If you love the outdoors—forests, gardens, and trails for hiking or pleasure biking, you are in luck. Asheville is the home of one of the most beautiful natural settings in America, the North Carolina Arboretum. Located in the Pisgah National Forest, it is 493 acres of crisscrossing forest coves and meandering creeks in the botanically diverse Southern Appalachian Mountains. The Arboretum was established under the auspices of the University of North Carolina in 1986 by the State General Assembly. But its beginning dates back over a hundred years to when Frederick Law Olmsted, American’s father of landscape architecture, envisioned a research arboretum as part of his plan for the Biltmore Estate. The Arboretum is located just south of Asheville and adjacent to the Blue Ridge Parkway at Milepost 393.
The gardens and trails are open daily, weather permitting, 8 AM–9 PM from April thru October, and 8 AM–7 PM from November to March. The Education Center is open daily 9 AM–5 PM. The Center is also open from 6-9 PM on Thursdays from April thru-October. While admission is free, there is a parking fee.

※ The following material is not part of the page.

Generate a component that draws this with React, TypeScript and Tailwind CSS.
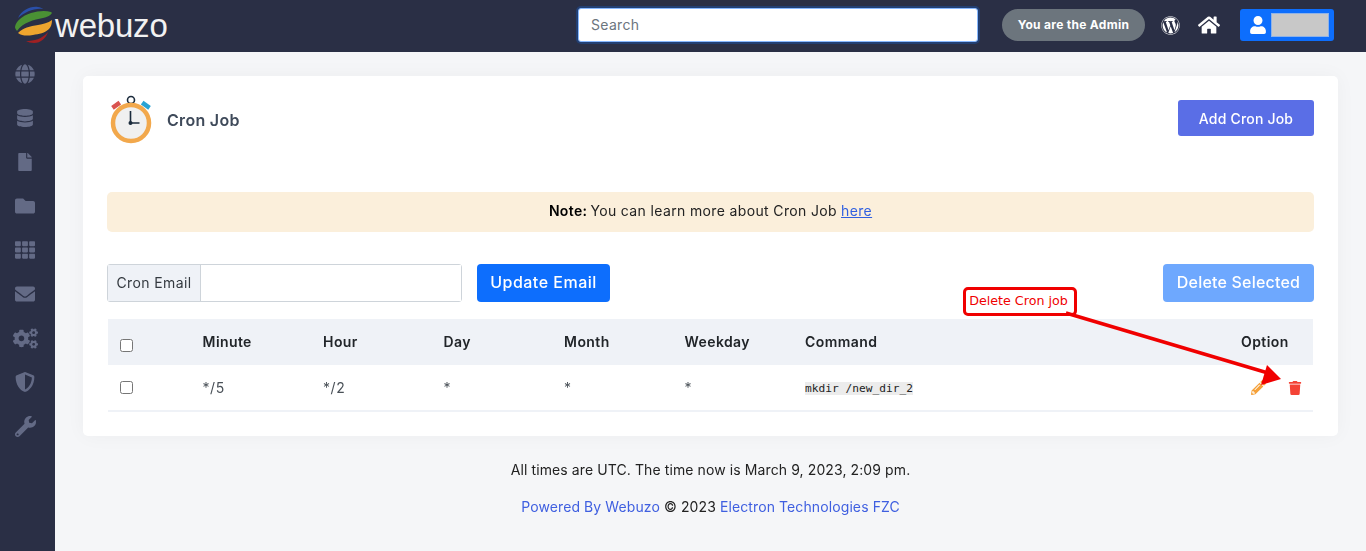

Special events and tours are available and the best way to stay informed is to go to the website, https://www.ncarboretum.org/. During regular hours, visitors can enjoy more than 10 miles of dog friendly hiking trails that range from easy, to moderate, and difficult at their leisure. Picnicking is also permitted on the grounds. No alcohol is allowed, so bring the cheese but leave the wine at home! You can also purchase picnic items at the Education Center which also houses the Arboretum’s temporary exhibits and the work of regional artists. Or just stroll the 65 acres of cultivated gardens that delight the senses and showcase the region’s rich cultural heritage. It begins with the Exhibit Center’s small Baker’s Garden, filled with colorful perennials. From there you make your way along the Grand Garden Promenade, a broad path through a series of meticulously maintained themed gardens:
- Blue Ridge Court: A central point of the Grand Garden Promenade and features a garden pool.
- Heritage Garden: The garden includes plants used in the region’s medicinal herb and craft industries. The chimney and stone foundations and water spring are reminiscent of old homestead sites.
- Holly Garden: The garden hosts a variety of plants in the holly genus grown in the area.
- Plants of Promise Garden: Located along the woods’ edge, the garden demonstrates landscape plants appropriate for the Southern Appalachian region and the use of stone.
- Quilt Garden: Enjoy this floral representation of a traditional quilt pattern from a stone overlook
- Stream Garden: The garden features the communities of plants along Western North Carolina mountain streams.
- National Native Azalea Repository: The repository features species native to the United States and was created to preserve and protect native azaleas.